Consider, for example, the 2008 Games. In 2001, the International Olympics Committee too took the bait, as The Wall Street Journal had naively put it, “to refashion the Olympics from a sports and merchandising extravaganza to an engine of political and social change.” That’s expecting too much from an organisation like IOC that has been paying little attention to its own widespread problems, bribery scandals and drugs, for example. If human rights were the deciding factor in determining the choice of the host city for the Games, Moscow under the Soviet Union and Berlin under the Nazis would not have been selected to host the Olympics. China won the right to stage the Games in spite of its abominable record of the suppression of human rights of the people of Tibet, the followers of the banned spiritual movement Falun Gong, political dissidents and scholars rotting in its jails without recourse to a fair trial.

Doing business with China is more important than human rights, though Americans along with rest of the world go on paying lip service to the problem. But Falun Gong is still alive and kicking, as a protestor demonstrated loudly on the south lawn of the White House, a most restricted area, during President Hu’s meeting with President Bush last week (“President Bush, stop the persecution of Falun Gong, stop the killing,” shouted the protestor).

Trade and the Olympics had no civilising effect upon Nazi Germany or the Soviet Union; therefore, to expect a miracle to happen in China because of the Olympics in 2008 or increasing international trade is puerile and silly. Rising prosperity would not force China’s Communist Party to give up its monopoly over power and become democratic. Since Deng Xiaoping took the road to capitalism about three decades ago, China’s economy has been opening up and growing rapidly with its gross national product rising to more than two trillion dollars. The rate of annual economic growth has remained above nine per cent. Made-in-China goods ~ toys, shoes, electronics, and even golf clubs and handguns ~ are found in every shopping mall of the world. Much economic benefits are expected from the 2008 Games because it has necessitated an investment of billions in infrastructure and information technology to modernise and showcase Beijing for the events. Millions of tourists would pour into China. But would they remain silent observers?

The Deng Xiaoping market economy revolution unleashed China’s entrepreneurial and organisational energies, but not without the help from the outside world, especially the USA, which magnanimously opened its markets to China. Today China is a healthier, better-fed and better-educated nation than most other developing countries but it remains a closed society. China feels that it can compete with the best, but can it tolerate the noise and chaos of an open society like the multicultural and multiracial USA, where the people demand accountability from their political leaders?

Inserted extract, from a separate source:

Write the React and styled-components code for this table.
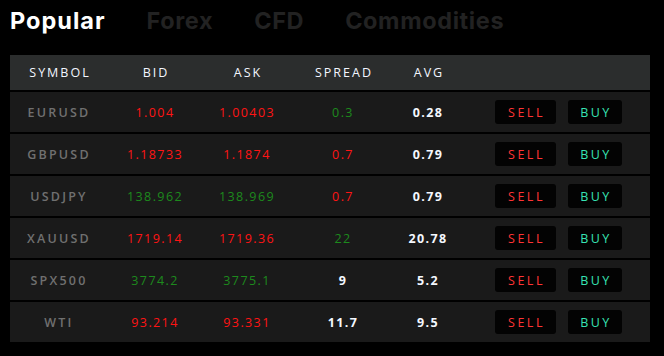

Beijing with the help of Google, Yahoo!, Microsoft and Cisco has been trying to expand its control into the digital domain, but I wonder if it ever would have the same control over cyberspace as it has over Tiananmen Square. The Internet might bring about tremendous political upheavals in China.

Large centralised political systems break down due to internal pressures triggered by communications technology, unless they have built-in capabilities for adjustment, which China does not have at present. And so it is difficult to say what might happen in China in the age of the Internet, satellites, cell phones and hosts of other wireless, digital, and interconnected sensing devices that are becoming available. Can China control the uncontrollable, the digital generation swapping billions of text messages on cell phones, the generation that could organise itself into an upsurge? Look at the wonderful people of Nepal!

The authoritarian Communist regime may have no choice but to open its doors, skies and cyberspaces to a worldwide audience. China does not live on the Communist time but the Internet time, where changes occur fast; and events occur on a different time scale and generate different values.

1 comment:

  1. Indian article shows the typical Indian inferior complexity.

    Keep going!

    if China's immensity is myth, then India is hyper.
    1. China is the No. 1 IC market.
    2. China is the No. 2 auto market
    3. China is the No. 2 PC market.
    4. China is the No. 1 commedity market
    5. China is the No. 1 electronic appliance market.


    Need more, go to google yourself.

    Comparing with China's market, Indian market is tooooooo small.

    Don't turn off the comments section, coward and liar!